Solar Flare Interference From 45k Lightyears Away
Wan2Be writes "Nasa has a story about a solar flare on Aug. 27 that affected our planet with radio bounces and blackouts - but it wasn't from old Sol, it was from SGR 1900+14, a neutron star about 45,000 light years away. "
Actually, since we are talking about electromagnetic radiation, the energy will drop with the sqaure of the distance, not the cube. This might impact your calculations just a little bit.
- GK
When I saw this story on Slashdot, I was trying to think back to having experienced any radio effects back on 27 August, but I couldn't recall any. Then I read the article and saw that it was really a 1998 event only being written about just now, 5 years later. From an academic study perspective, that's fine. The article is about these effects in general and the study being made of them. The 27 August 1998 event was merely an example of one that played a significant role. And as they report, there have been 10 of these since, and the potential for much larger ones.

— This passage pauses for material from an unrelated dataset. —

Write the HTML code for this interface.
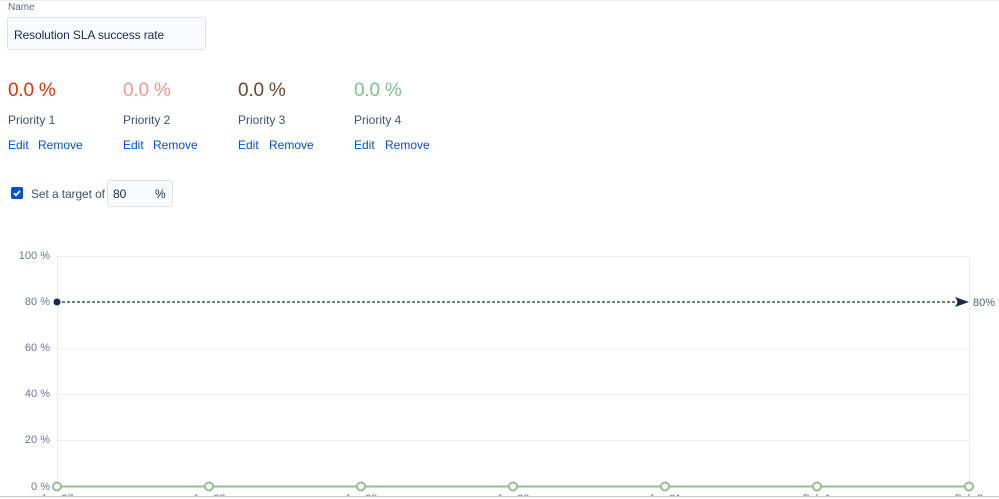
<!DOCTYPE html>
<html><head><meta charset="utf-8"><style>
body{margin:0;width:999px;height:499px;overflow:hidden;background:#fff;font-family:"Liberation Sans",sans-serif;position:relative}
.a{position:absolute;white-space:nowrap}
.big{font-size:19px;top:80px;letter-spacing:-0.2px}
.pr{font-size:12px;color:#42526e;top:113px}
.lk{font-size:12px;color:#0052cc;top:138px}
</style></head><body>
<div style="position:absolute;left:0;top:0;width:999px;height:1px;background:#eee"></div>
<div class="a" style="left:8px;top:2px;font-size:10px;color:#5e6c84">Name</div>
<div class="a" style="left:7px;top:17px;width:199px;height:33px;border:1px solid #dfe1e6;border-radius:3px;background:#fafbfc;box-sizing:border-box"></div>
<div class="a" style="left:14px;top:28px;font-size:12px;color:#172b4d;letter-spacing:-0.1px">Resolution SLA success rate</div>

<div class="a big" style="left:8px;color:#de350b">0.0 %</div>
<div class="a big" style="left:123px;color:#f0998c">0.0 %</div>
<div class="a big" style="left:238px;color:#6b4827">0.0 %</div>
<div class="a big" style="left:354px;color:#7ec28a">0.0 %</div>
<div class="a pr" style="left:8px">Priority 1</div>
<div class="a pr" style="left:123px">Priority 2</div>
<div class="a pr" style="left:238px">Priority 3</div>
<div class="a pr" style="left:354px">Priority 4</div>
<div class="a lk" style="left:8px">Edit</div><div class="a lk" style="left:38px">Remove</div>
<div class="a lk" style="left:123px">Edit</div><div class="a lk" style="left:153px">Remove</div>
<div class="a lk" style="left:238px">Edit</div><div class="a lk" style="left:269px">Remove</div>
<div class="a lk" style="left:354px">Edit</div><div class="a lk" style="left:385px">Remove</div>

<div class="a" style="left:11px;top:187px;width:12px;height:12px;background:#0052cc;border-radius:2px">
<svg width="12" height="12" style="position:absolute;left:0;top:0"><path d="M3 6.2l2 2 4-4.4" stroke="#fff" stroke-width="1.8" fill="none"/></svg></div>
<div class="a" style="left:31px;top:187px;font-size:12px;color:#42526e;letter-spacing:-0.1px">Set a target of</div>
<div class="a" style="left:107px;top:180px;width:66px;height:27px;border:1px solid #dfe1e6;border-radius:3px;background:#fafbfc;box-sizing:border-box"></div>
<div class="a" style="left:113px;top:187px;font-size:12px;color:#172b4d">80</div>
<div class="a" style="left:155px;top:187px;font-size:12px;color:#172b4d">%</div>

<svg class="a" style="left:0;top:0" width="999" height="499" font-family="Liberation Sans" font-size="11">
<g stroke="#ebecf0" stroke-width="1">
<line x1="57" y1="256.5" x2="969" y2="256.5"/>
<line x1="57" y1="348.5" x2="969" y2="348.5"/>
<line x1="57" y1="394.5" x2="969" y2="394.5"/>
<line x1="57" y1="440.5" x2="969" y2="440.5"/>
<line x1="57.5" y1="256" x2="57.5" y2="486"/>
<line x1="969.5" y1="256" x2="969.5" y2="486"/>
</g>
<g fill="#6b778c" text-anchor="end">
<text x="50" y="259">100 %</text><text x="50" y="305">80 %</text><text x="50" y="351">60 %</text>
<text x="50" y="397">40 %</text><text x="50" y="443">20 %</text><text x="50" y="490">0 %</text>
</g>
<line x1="57" y1="302" x2="958" y2="302" stroke="#172b4d" stroke-width="1.3" stroke-dasharray="3,2"/>
<circle cx="57" cy="302" r="3.5" fill="#172b4d"/>
<path d="M955 297l14 5-14 5 3-5z" fill="#172b4d"/>
<text x="973" y="306" fill="#505f79">80%</text>
<g fill="#6b778c" text-anchor="middle">
<text x="57" y="502">Jan 27</text><text x="209" y="502">Jan 28</text><text x="361" y="502">Jan 29</text>
<text x="513" y="502">Jan 30</text><text x="665" y="502">Jan 31</text><text x="817" y="502">Feb 1</text><text x="969" y="502">Feb 2</text>
</g>
<line x1="57" y1="486.5" x2="969" y2="486.5" stroke="#8fc28f" stroke-width="2"/>
<g fill="#fff" stroke="#8fc28f" stroke-width="2">
<circle cx="57" cy="486.5" r="4"/><circle cx="209" cy="486.5" r="4"/><circle cx="361" cy="486.5" r="4"/>
<circle cx="513" cy="486.5" r="4"/><circle cx="665" cy="486.5" r="4"/><circle cx="817" cy="486.5" r="4"/><circle cx="969" cy="486.5" r="4"/>
</g>
<rect x="0" y="496" width="999" height="3" fill="#fff"/>
<line x1="0" y1="496.5" x2="999" y2="496.5" stroke="#c1c7d0"/>
</svg>
</body></html>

now we need to go OSS in diesel cars
If there were a pulse of sub-light particles coming from the SGR, they would be no longer be a short pulse when they reached Earth fro two reasons: The particles travelling at 90% of lightspeed would come many years before the particles travelling at 89.99% of lightspeed; And the tangled magnetic field of the Galaxy would bend their paths all over the place so they'd be travelling different distances.
Solar flares are most deadly because of the proton flux, which would be blocked, but which travels much slower than lightspeed. If you see X-rays from a solar flare, it tells you that you have an hour or so to get into a shielded environment before the big storm hits.